SHORT PROBLEM: Quote each line of the material verbatim, without the pictures.

━━ COLLECTED MATERIAL

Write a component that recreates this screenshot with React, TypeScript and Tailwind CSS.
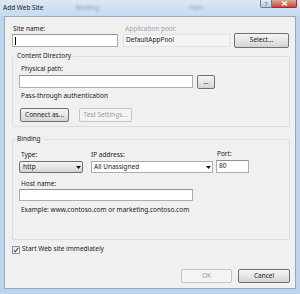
import React from "react";

const font = { fontFamily: '"Noto Sans", "Open Sans", sans-serif' };

function Btn({ w, label, disabled, h = "h-[14px]" }: { w: string; label: string; disabled?: boolean; h?: string }) {
  return (
    <div
      className={`${w} ${h} flex items-center justify-center rounded-[2px] border text-[6.5px] leading-none ${
        disabled
          ? "border-[#c2c6ca] bg-[#f4f4f4] text-[#9a9a9a]"
          : "border-[#707070] bg-gradient-to-b from-[#f4f4f4] via-[#e6e6e6] to-[#d3d3d3] text-[#1a1a1a]"
      }`}
    >
      {label}
    </div>
  );
}

function Input({ w, h = "h-[13px]", children }: { w: string; h?: string; children?: React.ReactNode }) {
  return (
    <div className={`${w} ${h} flex items-center border border-[#abadb3] border-t-[#8e949c] bg-white px-[2px] text-[6.5px] leading-none text-[#1a1a1a]`}>
      {children}
    </div>
  );
}

function Arrow() {
  return (
    <svg width="5" height="3" viewBox="0 0 5 3" className="ml-auto mr-[1px]">
      <path d="M0 0H5L2.5 3Z" fill="#111" />
    </svg>
  );
}

export default function App() {
  return (
    <div className="relative h-[294px] w-[300px] overflow-hidden bg-[#bdd4ec] text-[#1a1a1a]" style={font}>
      {/* title bar */}
      <div className="relative flex h-[16px] items-center bg-gradient-to-b from-[#dbe7f4] to-[#c6daf0]">
        <span className="pl-[3px] text-[6.5px] leading-none text-[#1a1a1a]">Add Web Site</span>
        <span className="ml-[32px] text-[6.5px] leading-none text-[#556070] opacity-50 blur-[1px]">Binding</span>
        <span className="ml-[90px] text-[6.5px] leading-none text-[#556070] opacity-50 blur-[1px]">Path</span>
        <div className="ml-auto mr-[3px] flex self-start">
          <div className="flex h-[8px] w-[12px] items-center justify-center rounded-bl-[2px] border border-t-0 border-[#6d7d90] bg-gradient-to-b from-[#e4ecf5] to-[#b9c9dc] text-[6px] leading-none text-[#3b4655]">
            ?
          </div>
          <div className="flex h-[8px] w-[25px] items-center justify-center rounded-br-[2px] border border-l-0 border-t-0 border-[#7a3a30] bg-gradient-to-b from-[#e5a195] to-[#c7453a]">
            <svg width="7" height="5" viewBox="0 0 7 5">
              <path d="M1 0.5L6 4.5M6 0.5L1 4.5" stroke="#fff" strokeWidth="1.4" />
            </svg>
          </div>
        </div>
      </div>

      {/* content */}
      <div className="ml-[4px] h-[273px] w-[292px] border border-[#97a8bb] bg-[#f0f0f0] pl-[7px] pt-[6px]">
        {/* top row */}
        <div className="flex">
          <div className="w-[106px]">
            <div className="h-[11px] pl-px text-[6.5px] leading-[11px]">Site name:</div>
            <Input w="w-[106px]">
              <span className="h-[8px] w-px bg-black" />
            </Input>
          </div>
          <div className="ml-[5px] w-[107px]">
            <div className="h-[11px] pl-[2px] text-[6.5px] leading-[11px] text-[#a3a3a3]">Application pool:</div>
            <div className="flex h-[13px] w-[107px] items-center border border-[#e3e3e3] bg-[#f4f4f4] px-[2px] text-[6.5px] leading-none text-[#1a1a1a]">
              DefaultAppPool
            </div>
          </div>
          <div className="ml-[4px] mt-[10px]">
            <Btn w="w-[55px]" h="h-[15px]" label="Select..." />
          </div>
        </div>

        {/* Content Directory */}
        <fieldset className="mt-[3px] w-[278px] rounded-[2px] border border-[#d5dfe5] pb-[4px]">
          <legend className="ml-[2px] h-[10px] px-[2px] text-[6.5px] leading-[10px]">Content Directory</legend>
          <div className="pl-[6px]">
            <div className="mt-[2px] h-[11px] pl-[2px] text-[6.5px] leading-[11px]">Physical path:</div>
            <div className="mt-[1px] flex items-start">
              <Input w="w-[174px]" />
              <div className="ml-[4px]">
                <Btn w="w-[18px]" label="..." />
              </div>
            </div>
            <div className="mt-[1px] h-[11px] pl-[2px] text-[6.5px] leading-[11px]">Pass-through authentication</div>
            <div className="mt-[7px] flex">
              <div className="ml-[1px]">
                <Btn w="w-[49px]" label="Connect as..." />
              </div>
              <div className="ml-[10px]">
                <Btn w="w-[53px]" label="Test Settings..." disabled />
              </div>
            </div>
          </div>
        </fieldset>

        {/* Binding */}
        <fieldset className="mt-[7px] w-[278px] rounded-[2px] border border-[#d5dfe5] pb-[24px]">
          <legend className="ml-[2px] h-[10px] px-[2px] text-[6.5px] leading-[10px]">Binding</legend>
          <div className="pl-[6px]">
            <div className="mt-[5px] flex h-[11px] text-[6.5px] leading-[11px]">
              <div className="w-[64px] pl-[2px]">Type:</div>
              <div className="ml-[8px] w-[122px]">IP address:</div>
              <div className="ml-[3px] -mt-[1px] pl-px">Port:</div>
            </div>
            <div className="mt-[1px] flex">
              <div className="flex h-[12px] w-[64px] items-center rounded-[2px] border border-[#707070] bg-gradient-to-b from-[#f4f4f4] via-[#e6e6e6] to-[#d3d3d3] pl-[3px] text-[6.5px] leading-none">
                http
                <Arrow />
              </div>
              <div className="ml-[8px] flex h-[12px] w-[122px] items-center border border-[#abadb3] bg-white pl-[2px] text-[6.5px] leading-none">
                All Unassigned
                <Arrow />
              </div>
              <div className="ml-[3px] -mt-[1px]">
                <Input w="w-[33px]">80</Input>
              </div>
            </div>
            <div className="mt-[6px] h-[10px] pl-[2px] text-[6.5px] leading-[10px]">Host name:</div>
            <Input w="w-[174px]" h="h-[12px]" />
            <div className="mt-[3px] h-[11px] pl-[2px] text-[6.5px] leading-[11px]">
              Example: www.contoso.com or marketing.contoso.com
            </div>
          </div>
        </fieldset>

        {/* checkbox */}
        <div className="mt-[4px] flex h-[11px] items-center">
          <div className="flex h-[8px] w-[8px] items-center justify-center border border-[#8e8f8f] bg-gradient-to-b from-[#e8e8e8] to-[#ffffff]">
            <svg width="6" height="6" viewBox="0 0 6 6">
              <path d="M0.8 3.2L2.3 4.8L5.2 0.9" stroke="#3c4e86" strokeWidth="1.1" fill="none" />
            </svg>
          </div>
          <span className="ml-[2px] text-[6.5px] leading-none">Start Web site immediately</span>
        </div>

        {/* buttons */}
        <div className="mt-[14px] flex w-[278px] justify-end gap-[6px]">
          <Btn w="w-[51px]" label="OK" disabled />
          <Btn w="w-[52px]" label="Cancel" />
        </div>
      </div>
    </div>
  );
}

━━━━

OUTPUT OF THE TASK:
Write a component that recreates this screenshot with React, TypeScript and Tailwind CSS.
import React from "react";

const font = { fontFamily: '"Noto Sans", "Open Sans", sans-serif' };

function Btn({ w, label, disabled, h = "h-[14px]" }: { w: string; label: string; disabled?: boolean; h?: string }) {
  return (
    <div
      className={`${w} ${h} flex items-center justify-center rounded-[2px] border text-[6.5px] leading-none ${
        disabled
          ? "border-[#c2c6ca] bg-[#f4f4f4] text-[#9a9a9a]"
          : "border-[#707070] bg-gradient-to-b from-[#f4f4f4] via-[#e6e6e6] to-[#d3d3d3] text-[#1a1a1a]"
      }`}
    >
      {label}
    </div>
  );
}

function Input({ w, h = "h-[13px]", children }: { w: string; h?: string; children?: React.ReactNode }) {
  return (
    <div className={`${w} ${h} flex items-center border border-[#abadb3] border-t-[#8e949c] bg-white px-[2px] text-[6.5px] leading-none text-[#1a1a1a]`}>
      {children}
    </div>
  );
}

function Arrow() {
  return (
    <svg width="5" height="3" viewBox="0 0 5 3" className="ml-auto mr-[1px]">
      <path d="M0 0H5L2.5 3Z" fill="#111" />
    </svg>
  );
}

export default function App() {
  return (
    <div className="relative h-[294px] w-[300px] overflow-hidden bg-[#bdd4ec] text-[#1a1a1a]" style={font}>
      {/* title bar */}
      <div className="relative flex h-[16px] items-center bg-gradient-to-b from-[#dbe7f4] to-[#c6daf0]">
        <span className="pl-[3px] text-[6.5px] leading-none text-[#1a1a1a]">Add Web Site</span>
        <span className="ml-[32px] text-[6.5px] leading-none text-[#556070] opacity-50 blur-[1px]">Binding</span>
        <span className="ml-[90px] text-[6.5px] leading-none text-[#556070] opacity-50 blur-[1px]">Path</span>
        <div className="ml-auto mr-[3px] flex self-start">
          <div className="flex h-[8px] w-[12px] items-center justify-center rounded-bl-[2px] border border-t-0 border-[#6d7d90] bg-gradient-to-b from-[#e4ecf5] to-[#b9c9dc] text-[6px] leading-none text-[#3b4655]">
            ?
          </div>
          <div className="flex h-[8px] w-[25px] items-center justify-center rounded-br-[2px] border border-l-0 border-t-0 border-[#7a3a30] bg-gradient-to-b from-[#e5a195] to-[#c7453a]">
            <svg width="7" height="5" viewBox="0 0 7 5">
              <path d="M1 0.5L6 4.5M6 0.5L1 4.5" stroke="#fff" strokeWidth="1.4" />
            </svg>
          </div>
        </div>
      </div>

      {/* content */}
      <div className="ml-[4px] h-[273px] w-[292px] border border-[#97a8bb] bg-[#f0f0f0] pl-[7px] pt-[6px]">
        {/* top row */}
        <div className="flex">
          <div className="w-[106px]">
            <div className="h-[11px] pl-px text-[6.5px] leading-[11px]">Site name:</div>
            <Input w="w-[106px]">
              <span className="h-[8px] w-px bg-black" />
            </Input>
          </div>
          <div className="ml-[5px] w-[107px]">
            <div className="h-[11px] pl-[2px] text-[6.5px] leading-[11px] text-[#a3a3a3]">Application pool:</div>
            <div className="flex h-[13px] w-[107px] items-center border border-[#e3e3e3] bg-[#f4f4f4] px-[2px] text-[6.5px] leading-none text-[#1a1a1a]">
              DefaultAppPool
            </div>
          </div>
          <div className="ml-[4px] mt-[10px]">
            <Btn w="w-[55px]" h="h-[15px]" label="Select..." />
          </div>
        </div>

        {/* Content Directory */}
        <fieldset className="mt-[3px] w-[278px] rounded-[2px] border border-[#d5dfe5] pb-[4px]">
          <legend className="ml-[2px] h-[10px] px-[2px] text-[6.5px] leading-[10px]">Content Directory</legend>
          <div className="pl-[6px]">
            <div className="mt-[2px] h-[11px] pl-[2px] text-[6.5px] leading-[11px]">Physical path:</div>
            <div className="mt-[1px] flex items-start">
              <Input w="w-[174px]" />
              <div className="ml-[4px]">
                <Btn w="w-[18px]" label="..." />
              </div>
            </div>
            <div className="mt-[1px] h-[11px] pl-[2px] text-[6.5px] leading-[11px]">Pass-through authentication</div>
            <div className="mt-[7px] flex">
              <div className="ml-[1px]">
                <Btn w="w-[49px]" label="Connect as..." />
              </div>
              <div className="ml-[10px]">
                <Btn w="w-[53px]" label="Test Settings..." disabled />
              </div>
            </div>
          </div>
        </fieldset>

        {/* Binding */}
        <fieldset className="mt-[7px] w-[278px] rounded-[2px] border border-[#d5dfe5] pb-[24px]">
          <legend className="ml-[2px] h-[10px] px-[2px] text-[6.5px] leading-[10px]">Binding</legend>
          <div className="pl-[6px]">
            <div className="mt-[5px] flex h-[11px] text-[6.5px] leading-[11px]">
              <div className="w-[64px] pl-[2px]">Type:</div>
              <div className="ml-[8px] w-[122px]">IP address:</div>
              <div className="ml-[3px] -mt-[1px] pl-px">Port:</div>
            </div>
            <div className="mt-[1px] flex">
              <div className="flex h-[12px] w-[64px] items-center rounded-[2px] border border-[#707070] bg-gradient-to-b from-[#f4f4f4] via-[#e6e6e6] to-[#d3d3d3] pl-[3px] text-[6.5px] leading-none">
                http
                <Arrow />
              </div>
              <div className="ml-[8px] flex h-[12px] w-[122px] items-center border border-[#abadb3] bg-white pl-[2px] text-[6.5px] leading-none">
                All Unassigned
                <Arrow />
              </div>
              <div className="ml-[3px] -mt-[1px]">
                <Input w="w-[33px]">80</Input>
              </div>
            </div>
            <div className="mt-[6px] h-[10px] pl-[2px] text-[6.5px] leading-[10px]">Host name:</div>
            <Input w="w-[174px]" h="h-[12px]" />
            <div className="mt-[3px] h-[11px] pl-[2px] text-[6.5px] leading-[11px]">
              Example: www.contoso.com or marketing.contoso.com
            </div>
          </div>
        </fieldset>

        {/* checkbox */}
        <div className="mt-[4px] flex h-[11px] items-center">
          <div className="flex h-[8px] w-[8px] items-center justify-center border border-[#8e8f8f] bg-gradient-to-b from-[#e8e8e8] to-[#ffffff]">
            <svg width="6" height="6" viewBox="0 0 6 6">
              <path d="M0.8 3.2L2.3 4.8L5.2 0.9" stroke="#3c4e86" strokeWidth="1.1" fill="none" />
            </svg>
          </div>
          <span className="ml-[2px] text-[6.5px] leading-none">Start Web site immediately</span>
        </div>

        {/* buttons */}
        <div className="mt-[14px] flex w-[278px] justify-end gap-[6px]">
          <Btn w="w-[51px]" label="OK" disabled />
          <Btn w="w-[52px]" label="Cancel" />
        </div>
      </div>
    </div>
  );
}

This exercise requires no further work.